To further explain the reason why this sort of issue is now a universal problem, the Scotland Healthcare Service President and CEO Mr. Greg Wood stated to the meeting that first week in January that “the state’s deficiencies in behavioral health care create a growing financial burden on the cost of operating Scotland Memorial Hospital.” This statement would have been much more forgivable and understanding 14 years ago when the state’s reform effort started in 1999-2000, but it is now 2015, over 14 years into this initiative.

I will quote the article’s author’s words that explain this state of persisting disgrace far better than can I:

“Most patients with symptoms of mental illness need specilized and sometimes extended treatment not available at Soctland Memorial, Wood said, whichincurs the additinal problem of having mental health patients occupy beds needed for the vast majority of people suffering from physical illness.

Prior to 2001, the state had 39 local mental health authorities that, along with state-run institutions, provided care to those with mental health and substance abuse problems. In an initial effort at reforming the state’s mental health system, the General Assembly passed a law manding that local mental health agencies stop providing services themselves and act as administrators who coordinated a group of contractors to service clients.

Audit reports documented substandard conditions and poor management in state-run hospital, prompting the state to summarily close many treatment facilities, including the Dorothea Dix Hospital in Raleigh [which serviced the Scotland County area]. In addition, legislators determined that the state wasted millions of dollars, particularly on community support programs that were over-used and poorly monitored. Some contractors who ran group home for local mental health agencies were reportedly unqualified to do so.

Despite the state’s efforts at mental health reform, hospital administrators agree that the problem has only worsened in the last decade. Public policy studies since then have documented the migration of the mentally ill from these shuttered treatment facilities to community hospitals, jails and prisons.”

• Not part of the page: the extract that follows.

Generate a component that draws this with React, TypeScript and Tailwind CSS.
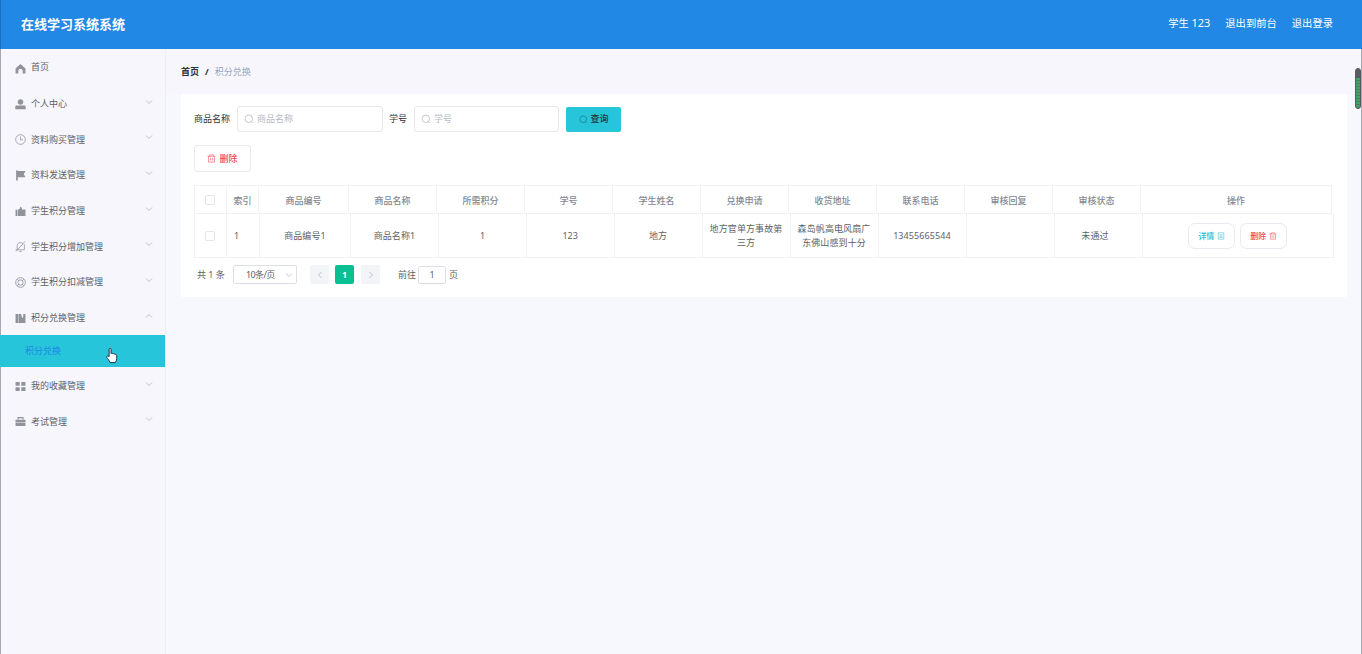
import type { ReactNode } from "react";

const G = "#909399";

function Svg({ children, className = "" }: { children: ReactNode; className?: string }) {
  return (
    <svg viewBox="0 0 20 20" className={`shrink-0 ${className}`} fill="none" stroke="currentColor" strokeWidth="1.6">
      {children}
    </svg>
  );
}

const icons: Record<string, ReactNode> = {
  home: <path d="M10 2 1 10v9h5v-4.500c0-4.500 8-4.500 8 0V19h5v-9z" fill={G} stroke="none" />,
  user: (
    <g fill={G} stroke="none">
      <circle cx="10" cy="5.500" r="5" />
      <path d="M0.500 18.500v-4c0-1.500 1-2.500 2.500-2.500h14c1.500 0 2.500 1 2.500 2.500v4z" />
    </g>
  ),
  clock: (
    <g strokeWidth="1.4">
      <circle cx="10" cy="10" r="8.800" />
      <path d="M10 4.500V10.500h4.500" />
    </g>
  ),
  flag: <path d="M2 1h3v1h14l-3 5.500 3 5.500H5v6H2z" fill={G} stroke="none" />,
  thumb: <path d="M1 7h3.500v11H1zM5.500 18V7c3-1 3.500-2.500 3.500-5 3-.5 4 1.500 3.500 4.500H19V18z" fill={G} stroke="none" />,
  bell: <path d="M1 16h16V6M4 16V9c0-4 2.500-6 6-6 2 0 3.500.8 4.500 2M8 19h4M18 1 2 19" strokeWidth="1.4" />,
  help: (
    <g strokeWidth="1.5">
      <circle cx="10" cy="10" r="8.800" />
      <circle cx="10" cy="10" r="4.800" />
      <path d="m4 4 3 3m6 6 3 3m0-12-3 3m-6 6-3 3" />
    </g>
  ),
  books: <path d="M1 2h5.500v16H1zM7.300 2h3.700l2 7 2-2V2h4v16H7.300z" fill={G} stroke="none" />,
  grid: <path d="M1 2h7.500v6.500H1zM11.500 2H19v6.500h-7.500zM1 11.500h7.500V18H1zM11.500 11.500H19V18h-7.500z" fill={G} stroke="none" />,
  bag: (
    <g>
      <path d="M1 7h18v5H1zM1 12.600h18V18H1z" fill={G} stroke="none" />
      <path d="M5.500 7V3h9v4" stroke={G} strokeWidth="2" />
    </g>
  ),
};

function Chevron({ className = "" }: { className?: string }) {
  return (
    <svg viewBox="0 0 8 8" className={`size-2 shrink-0 ${className}`} fill="none" stroke="#b2b5bc" strokeWidth="0.8">
      <path d="m1 2.500 3 3 3-3" />
    </svg>
  );
}

function Search({ className = "" }: { className?: string }) {
  return (
    <Svg className={className}>
      <circle cx="9.500" cy="9.500" r="7.500" />
      <path d="m14.500 15 3 3" />
    </Svg>
  );
}

function Trash({ className = "" }: { className?: string }) {
  return (
    <Svg className={className}>
      <path d="M1 5h18M6 5V2h8v3M3.500 5v13h13V5M8 8.500v6m4-6v6" strokeWidth="1.3" />
    </Svg>
  );
}

function Item({ icon, label, arrow = "down" }: { icon: string; label: string; arrow?: "down" | "up" | "none" }) {
  return (
    <li className="flex h-[35.7px] items-center pr-[12px] pl-[14px] text-[#606266]">
      <span className="flex pt-[3px] text-[#909399]">
        <Svg className="size-[11px]">{icons[icon]}</Svg>
      </span>
      <span className={`ml-[5px] flex-1 leading-[14px] ${arrow === "none" ? "pt-0" : "pt-[3px]"}`}>{label}</span>
      {arrow !== "none" && <Chevron className={arrow === "up" ? "mb-[2px] rotate-180" : "mb-[2px]"} />}
    </li>
  );
}

const heads = ["索引", "商品编号", "商品名称", "所需积分", "学号", "学生姓名", "兑换申请", "收货地址", "联系电话", "审核回复", "审核状态", "操作"];
const cells = ["商品编号1", "商品名称1", "1", "123", "地方", "地方官单方事故第三方", "森岛帆高电风扇广东佛山感到十分", "13455665544", "", "未通过"];

const cell = "flex items-center justify-center border-r border-b border-[#f1f2f6]";

function Field({ label, width }: { label: string; width: string }) {
  return (
    <label className="flex items-center">
      <span className="text-[#303133]">{label}</span>
      <span className={`ml-[7px] flex h-[26px] items-center rounded-[3px] border border-[#e6e8ee] pl-[6px] text-[#b6bac4] ${width}`}>
        <Search className="size-[10px]" />
        <span className="ml-[3px]">{label}</span>
      </span>
    </label>
  );
}

function Checkbox() {
  return <span className="mr-px size-[10px] rounded-[2px] border border-[#e2e4ea] bg-white" />;
}

export default function App() {
  return (
    <div className="relative flex h-[654px] w-[1362px] flex-col overflow-hidden bg-[#f6f8fd] font-['Noto_Sans','Noto_Sans_CJK_SC',sans-serif] text-[9px] leading-[14px] text-[#606266]">
      <header className="flex h-[49px] shrink-0 items-center justify-between border-l border-[#1a6fc0] bg-[#2188e5] pr-[29px] pl-[20px] text-white">
        <h1 className="pb-[2px] text-[13px] leading-5 font-bold">在线学习系统系统</h1>
        <nav className="flex gap-[15px] pb-[3px] text-[10.3px]">
          <span>学生 <span className="text-[11px]">123</span></span>
          <span>退出到前台</span>
          <span>退出登录</span>
        </nav>
      </header>

      <div className="flex min-h-0 flex-1 border-x border-[#a6a8b2]">
        <aside className="w-[165px] shrink-0 border-r border-[#edeff5] bg-[#f6f6fc]">
          <ul>
            <Item icon="home" label="首页" arrow="none" />
            <Item icon="user" label="个人中心" />
            <Item icon="clock" label="资料购买管理" />
            <Item icon="flag" label="资料发送管理" />
            <Item icon="thumb" label="学生积分管理" />
            <Item icon="bell" label="学生积分增加管理" />
            <Item icon="help" label="学生积分扣减管理" />
            <Item icon="books" label="积分兑换管理" arrow="up" />
            <li className="mt-[0.4px] -ml-px flex h-8 items-center bg-[#26c5da] pl-[25px] text-[#2188e5]">
              <span className="flex-1">积分兑换</span>
              <svg viewBox="0 0 14 18" className="mt-[9px] mr-[46px] h-[17px] w-[14px]" fill="#fff" stroke="#20243a" strokeWidth="1" strokeLinejoin="round">
                <path d="M4 10V2.500c0-1.500 2-1.500 2 0V7c.6-.8 1.800-.5 2 .3.700-.6 1.700-.3 2 .5 1-.4 2 .1 2 1.200v3c0 2-.7 3-1.500 4.500H5C4 14 2.500 12.500 1.500 11c-.7-1 .6-2 1.500-1.200z" />
              </svg>
            </li>
            <Item icon="grid" label="我的收藏管理" />
            <Item icon="bag" label="考试管理" />
          </ul>
        </aside>

        <main className="min-w-0 flex-1 pl-[15px]">
          <div className="-ml-[15px] flex h-[45px] items-center bg-[#f6f6fc] pl-[15px]">
            <span className="font-bold text-[#303133]">首页</span>
            <span className="mx-[6px] font-bold text-[#303133]">/</span>
            <span className="text-[#97a8be]">积分兑换</span>
          </div>

          <section className="h-[203px] w-[1166px] rounded-[2px] bg-white pt-[12px] pl-[13px]">
            <form className="flex h-[26px] items-center">
              <Field label="商品名称" width="w-[146px]" />
              <span className="w-[6px]" />
              <Field label="学号" width="w-[145px]" />
              <button type="button" className="ml-[7px] flex h-[25px] w-[55px] items-center justify-center gap-[3px] rounded-[2px] bg-[#26c5da] font-medium text-[#203540]">
                <Search className="size-[9px] text-[#1a7c91]" />
                查询
              </button>
            </form>
            <button type="button" className="mt-[13px] flex h-[27px] w-[57px] items-center justify-center gap-[3px] rounded-[3px] border border-[#e9e9ee] font-medium text-[#ef4a50]">
              <Trash className="size-[9px]" />
              删除
            </button>

            <div className="mt-[13px] grid h-[29px] w-[1138px] grid-cols-[32px_32px_90px_88px_88px_88px_88px_88px_88px_88px_88px_88px_1fr] border-t border-l border-[#f1f2f6] font-medium text-[#85888f]">
              <div className={cell}><Checkbox /></div>
              {heads.map((h) => (
                <div key={h} className={`${cell} pt-[2px]`}>{h}</div>
              ))}
            </div>
            <div className="grid h-[44px] w-[1140px] grid-cols-[32px_33px_91px_88px_88px_87.5px_88px_88px_88px_88px_88px_88px_1fr] border-l border-[#f1f2f6]">
              <div className={cell}><Checkbox /></div>
              <div className={`${cell} justify-start! pl-[7px]`}>1</div>
              {cells.map((c, i) => (
                <div key={i} className={`${cell} px-[6px] text-center tracking-[0.1px] ${i === 9 ? "pr-[12px]" : ""}`}>{c}</div>
              ))}
              <div className={`${cell} gap-[5px] text-[8px]`}>
                <button type="button" className="flex h-[26px] w-[47px] items-center justify-center gap-[3px] rounded-[7px] border border-[#e8eaf0] font-medium text-[#26bdd0]">
                  详情
                  <Svg className="size-[8px]"><path d="M3 2h14v16H3zM6 7h8M6 10.500h8M6 14h8" strokeWidth="1.3" /></Svg>
                </button>
                <button type="button" className="flex h-[26px] w-[47px] items-center justify-center gap-[3px] rounded-[7px] border border-[#e8eaf0] font-medium text-[#ef4a50]">
                  删除
                  <Trash className="size-[8px]" />
                </button>
              </div>
            </div>

            <div className="mt-[7px] flex h-[19px] items-center pl-[3px]">
              <span className="w-[36px]">共 1 条</span>
              <span className="flex h-[19px] w-[64px] items-center rounded-[2px] border border-[#dcdfe6] pr-[3px] pl-[12px]">
                <span className="flex-1 tracking-[-0.6px]">10条/页</span>
                <Chevron />
              </span>
              <span className="ml-[13px] flex size-[19px] items-center justify-center rounded-[2px] bg-[#f3f4f7]"><Chevron className="rotate-90" /></span>
              <span className="ml-[6px] flex size-[19px] items-center justify-center rounded-[2px] bg-[#0abf92] font-bold text-white">1</span>
              <span className="ml-[7px] flex size-[19px] items-center justify-center rounded-[2px] bg-[#f3f4f7]"><Chevron className="-rotate-90" /></span>
              <span className="ml-[18px]">前往</span>
              <span className="ml-[2px] flex h-[18px] w-[28px] items-center justify-center rounded-[2px] border border-[#dcdfe6]">1</span>
              <span className="ml-[3px]">页</span>
            </div>
          </section>
        </main>
      </div>

      <div className="absolute top-[68px] right-px flex h-[41px] w-[6px] flex-col overflow-hidden rounded-[3px] border border-[#5a5b60] bg-[#5a5b60]">
        <div className="mt-[9px] flex-1 bg-[repeating-linear-gradient(#41a364_0_2px,#55785f_2px_3px)]" />
      </div>
    </div>
  );
}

In my next series of articles, I will write of other states that are having the same problems, largely from the same ill planned causes, explain from a clinician’s viewpoint the causes, and also contest some of the above author’s own explanations that have become woven into the long evolving story/explanation of WHY this happened, why the states have felt the need to undo the MHC system etc. I will also try to weave in a more realistic history of the views of the mentally ill and the state psychiatric hospital system in this country. I will intentionally look at, detail and “story tell” the dark and darkest sides of abuses in the state psychiatric hospitals as they existed for over a hundred years. I will compare those to the manner in which Native Americans were treated especially in the 1800’s and early 1900’s when they too were sequestered away in their own version of sight, out of mind state psychiatric holding pens, the forced migration off their historical tribal lands to the abominable reservations. I will highlight the recent historical interest in the cultural history of the state psychiatric hospitals that have appeared in the form of wonderfully honest and fascinating books in the last several years that help to portray this movement honestly, even handedly without apology in all its positives [and there were some…] and negatives.